- Developer: Parsoft Interactive
- Publisher: Activision
- Platform: Microsoft Windows
- Release: 1999
- Genre: Flight simulator
- Modes: Single-player, Multiplayer

= Fighter Squadron: The Screamin' Demons Over Europe =

1999 video game

Fighter Squadron: The Screamin' Demons over Europe (SDOE) is a World War II themed combat flight simulator released for Windows 95/98 in March 1999. The game was developed by Parsoft Interactive and released by Activision, following their successful partnership on A-10 Cuba! of 1996. The game featured nine flyable aircraft and three theatres with multiple missions for each combination, as well as network play with up to sixteen players.

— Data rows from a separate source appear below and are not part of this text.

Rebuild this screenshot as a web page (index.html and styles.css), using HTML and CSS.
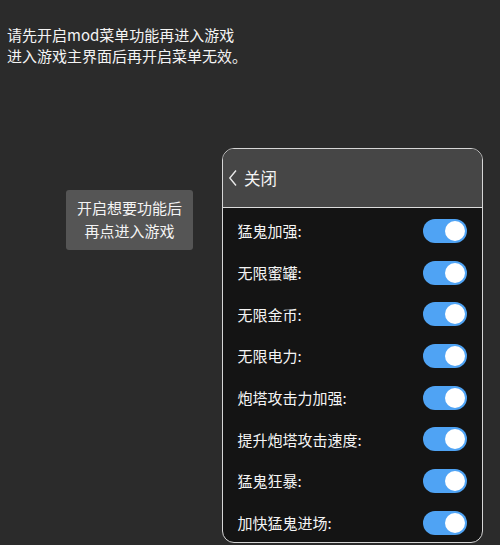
FILE: index.html
```html
<!DOCTYPE html>
<html lang="zh">
<head>
<meta charset="utf-8">
<link rel="stylesheet" href="styles.css">
</head>
<body>
<div class="notice">
  <div>请先开启mod菜单功能再进入游戏</div>
  <div>进入游戏主界面后再开启菜单无效。</div>
</div>
<div class="stage">
  <div class="tip">开启想要功能后<br>再点进入游戏</div>
  <div class="panel">
    <div class="panel-head">
      <svg class="chev" width="10" height="18" viewBox="0 0 10 18"><path d="M8 1.5 L1.8 9 L8 16.5" fill="none" stroke="#e8e8e8" stroke-width="1.4"/></svg>
      <span class="head-title">关闭</span>
    </div>
    <div class="list">
      <div class="row"><span class="label">猛鬼加强:</span><span class="toggle"><span class="knob"></span></span></div>
      <div class="row"><span class="label">无限蜜罐:</span><span class="toggle"><span class="knob"></span></span></div>
      <div class="row"><span class="label">无限金币:</span><span class="toggle"><span class="knob"></span></span></div>
      <div class="row"><span class="label">无限电力:</span><span class="toggle"><span class="knob"></span></span></div>
      <div class="row"><span class="label">炮塔攻击力加强:</span><span class="toggle"><span class="knob"></span></span></div>
      <div class="row"><span class="label">提升炮塔攻击速度:</span><span class="toggle"><span class="knob"></span></span></div>
      <div class="row"><span class="label">猛鬼狂暴:</span><span class="toggle"><span class="knob"></span></span></div>
      <div class="row"><span class="label">加快猛鬼进场:</span><span class="toggle"><span class="knob"></span></span></div>
    </div>
  </div>
</div>
</body>
</html>
```
FILE: styles.css
```css
html, body {
  margin: 0;
  padding: 0;
  background: #2b2b2b;
  width: 500px;
  height: 545px;
  overflow: hidden;
  font-family: "Noto Sans CJK SC", "Noto Sans", sans-serif;
  color: #f4f4f4;
}
.notice {
  padding: 24px 0 0 7px;
  font-size: 15px;
  line-height: 21px;
  height: 42px;
}
.stage {
  display: flex;
  align-items: flex-start;
  margin-top: 82px;
}
.tip {
  margin-left: 66px;
  margin-top: 42px;
  width: 127px;
  height: 60px;
  box-sizing: border-box;
  padding-top: 6px;
  background: #555555;
  border-radius: 3px;
  text-align: center;
  font-size: 15px;
  line-height: 23px;
  color: #f4f4f4;
}
.panel {
  margin-left: 29px;
  width: 261px;
  height: 395px;
  box-sizing: border-box;
  border: 1.5px solid #d6d6d6;
  border-radius: 12px;
  overflow: hidden;
  background: #141414;
}
.panel-head {
  height: 58px;
  background: #464646;
  border-bottom: 1.5px solid #dcdcdc;
  display: flex;
  align-items: center;
  padding-left: 5px;
}
.chev {
  display: block;
  margin-right: 6px;
}
.head-title {
  font-size: 16.5px;
  color: #f4f4f4;
}
.list {
  padding-top: 2px;
}
.row {
  height: 41.7px;
  display: flex;
  align-items: center;
  justify-content: space-between;
  padding: 0 15px 0 14.5px;
}
.label {
  font-size: 15px;
  color: #f4f4f4;
}
.toggle {
  width: 44px;
  height: 24px;
  border-radius: 12px;
  background: #4fa3f4;
  display: flex;
  align-items: center;
  justify-content: flex-end;
  padding-right: 2px;
  box-sizing: border-box;
}
.knob {
  width: 20px;
  height: 20px;
  border-radius: 50%;
  background: #ffffff;
}
```
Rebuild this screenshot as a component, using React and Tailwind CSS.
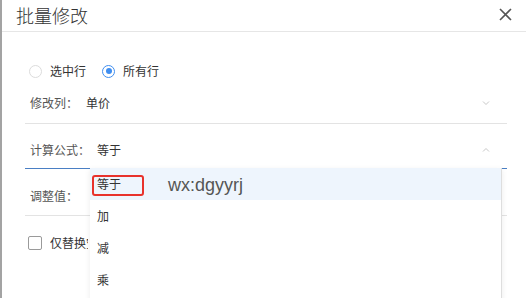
import React from "react";

const font = { fontFamily: '"Noto Sans CJK SC", "Noto Sans", sans-serif' };

function Chevron({ up }) {
  return (
    <svg width="10" height="10" viewBox="0 0 10 10" className="text-[#c8c8c8]">
      <path
        d={up ? "M2 6.5 L5 3.5 L8 6.5" : "M2 3.5 L5 6.5 L8 3.5"}
        fill="none"
        stroke="currentColor"
        strokeWidth="1"
      />
    </svg>
  );
}

function Radio({ checked, label }) {
  return (
    <div className="flex items-center">
      <span
        className={`w-[13px] h-[13px] rounded-full border flex items-center justify-center ${
          checked ? "border-[#3f8ef0]" : "border-[#dcdcdc]"
        }`}
      >
        {checked && <span className="w-[6px] h-[6px] rounded-full bg-[#3f8ef0]"></span>}
      </span>
      <span className="ml-[8px] text-[12px] text-[#333]">{label}</span>
    </div>
  );
}

function App() {
  const options = ["等于", "加", "减", "乘"];
  return (
    <div
      className="relative w-[526px] h-[298px] overflow-hidden bg-white border-l-2 border-[#a3a3a3]"
      style={font}
    >
      {/* header */}
      <div className="h-[32px] flex items-center justify-between border-b border-[#e6e6e6] pl-[14px] pr-[14px] pb-[2px]">
        <h2 className="text-[18px] font-light text-[#333] leading-none">批量修改</h2>
        <svg width="13" height="13" viewBox="0 0 13 13" className="text-[#555]">
          <path d="M1 1 L12 12 M12 1 L1 12" stroke="currentColor" strokeWidth="1.6" />
        </svg>
      </div>

      <div className="pl-[23px] pr-[19px]">
        <div className="mt-[24px] h-[30px] flex items-center pl-[4px] gap-[16px]">
          <Radio label="选中行" />
          <Radio checked label="所有行" />
        </div>

        <div className="h-[38px] flex items-center justify-between border-b border-[#e3e3e3] pl-[5px] pr-[16px] pb-[3px] text-[12px]">
          <div className="flex items-center">
            <span className="text-[#555]">修改列：</span>
            <span className="ml-[8px] text-[#333]">单价</span>
          </div>
          <Chevron />
        </div>

        <div className="h-[45px] flex items-center justify-between border-b border-[#4a7fc4] pl-[5px] pr-[16px] pt-[8px] text-[12px]">
          <div className="flex items-center">
            <span className="text-[#555]">计算公式：</span>
            <span className="ml-[7px] text-[#333]">等于</span>
          </div>
          <Chevron up />
        </div>

        <div className="h-[47px] flex items-center border-b border-[#e3e3e3] pl-[5px] pt-[8px] text-[12px]">
          <span className="text-[#555]">调整值：</span>
        </div>

        <div className="mt-[19px] h-[16px] flex items-center pl-[3px]">
          <span className="w-[14px] h-[14px] rounded-[2px] border border-[#9a9a9a]"></span>
          <span className="ml-[8px] w-[38px] overflow-hidden whitespace-nowrap text-[12px] text-[#333]">
            仅替换空值
          </span>
        </div>
      </div>

      {/* dropdown */}
      <div className="absolute left-[88px] top-[168px] w-[412px] h-[140px] bg-white border-r border-[#dedede] shadow-[0_2px_6px_rgba(0,0,0,0.08)]">
        {options.map((o, i) => (
          <div
            key={o}
            className={`relative h-[32px] flex items-center pl-[7px] text-[12px] text-[#333] ${
              i === 0 ? "bg-[#eef5fd]" : ""
            }`}
          >
            {o}
            {i === 0 && (
              <>
                <span className="absolute left-[2px] top-[7px] w-[52px] h-[21px] rounded-[3px] border-2 border-[#e8322c]"></span>
                <span
                  className="absolute left-[78px] top-[4px] text-[18px] text-[#555]"
                  style={{ fontFamily: '"Liberation Sans", Arial, sans-serif' }}
                >
                  wx:dgyyrj
                </span>
              </>
            )}
          </div>
        ))}
      </div>
    </div>
  );
}

export default App;
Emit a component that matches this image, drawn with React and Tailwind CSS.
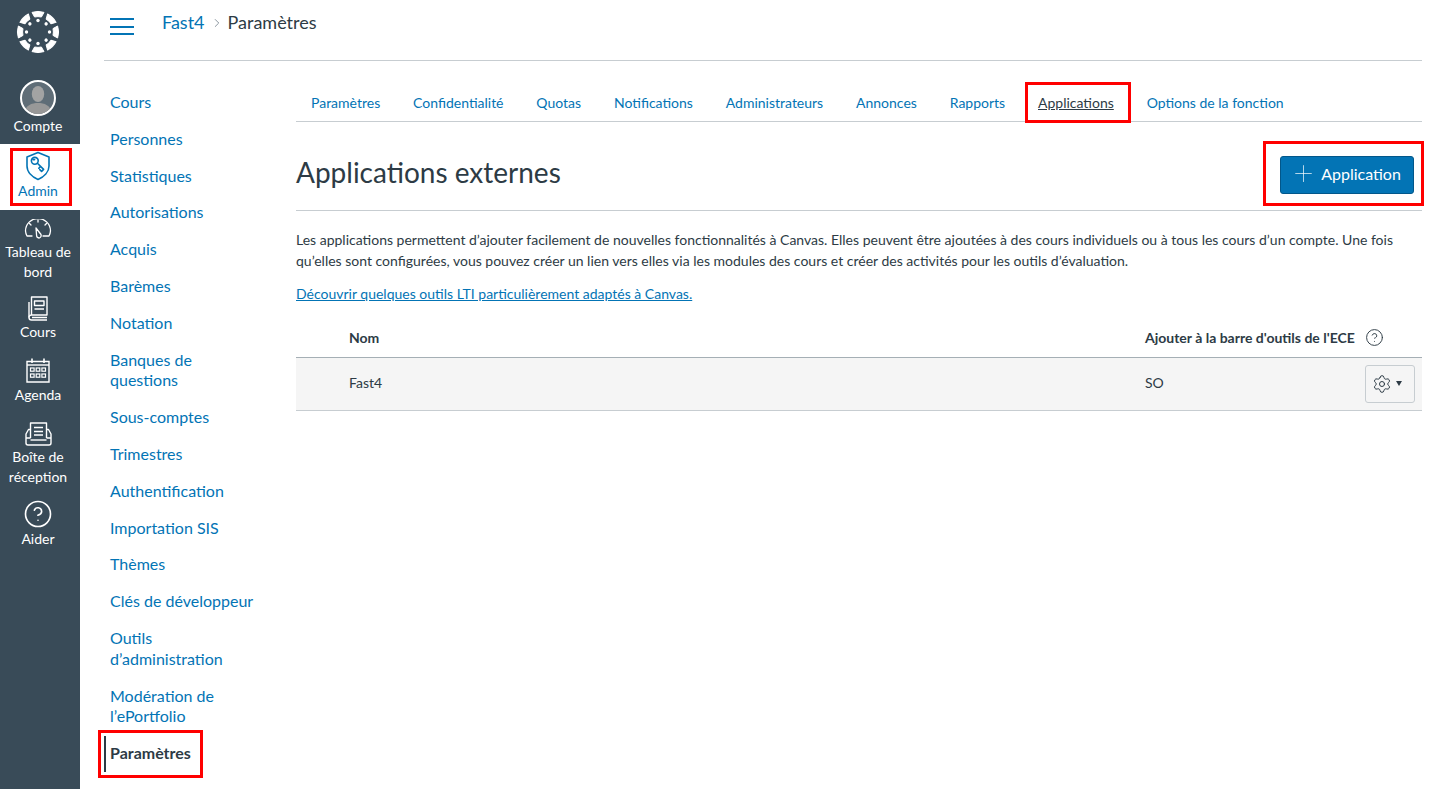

The game was originally scheduled to ship in 1998, a year that also saw the release of Jane's WWII Fighters and the very successful European Air War. The game was delayed several times, missing the release of these two games, and then the critical Christmas season. When it was released in early 1999 it sold poorly, in spite of some good reviews. Activision stopped working with Parsoft, and the company folded soon after.

==Development==

===Previous efforts===
Parsoft's first flight simulator was 1991's Hellcats Over the Pacific, arguably one of the most advanced flight simulators of the era. The game ran with high frame rates at any resolution the computer supported, and had a "busy" map with aircraft, ships, vehicles, and complex missions. One of the few common complaints was a fairly simplistic flight model. Behind the scenes, the game engine used hard-coded instructions for game maps, mission details, and vehicle models and behaviours, making it difficult to modify for new missions. In spite of this, the company released a mission pack, Leyte Gulf, in 1992. The game was very well reviewed, with Computer Gaming World simply calling it "outstanding". A mission pack, Hellcats: Missions at Leyte Gulf, was subsequently released.

After Leyte, Parsoft began work on an entirely new simulation engine, combining Hellcats incremental rendering engine with a new flight model and solid-body modelling system, as well as a unified battlefield system known as VBE. While development was being finalized, the Macintosh platform was moving from the Motorola 680x0 family to the new PowerPC, and VBE ran poorly on these machines. Delays followed while a new version for the PowerPC was readied, and A-10 Attack! was finally released in 1995. It was widely lauded in the press, and awarded "Game of the Year". A mission pack, A-10 Cuba!, was released in 1996, which was also ported to Windows published by Activision as a stand-alone game. This was not as well received due to what were now outdated graphics support, although reviewers often described it as a diamond in the rough.

==Reception==
Reviewers complained about the low-quality of the flight model, noting that earlier preview versions included a more accurate model. Parsoft blamed this on Activision demanding changes in light of user feedback. Some noted that the model suddenly switched to the original high-fidelity version when damage was taken.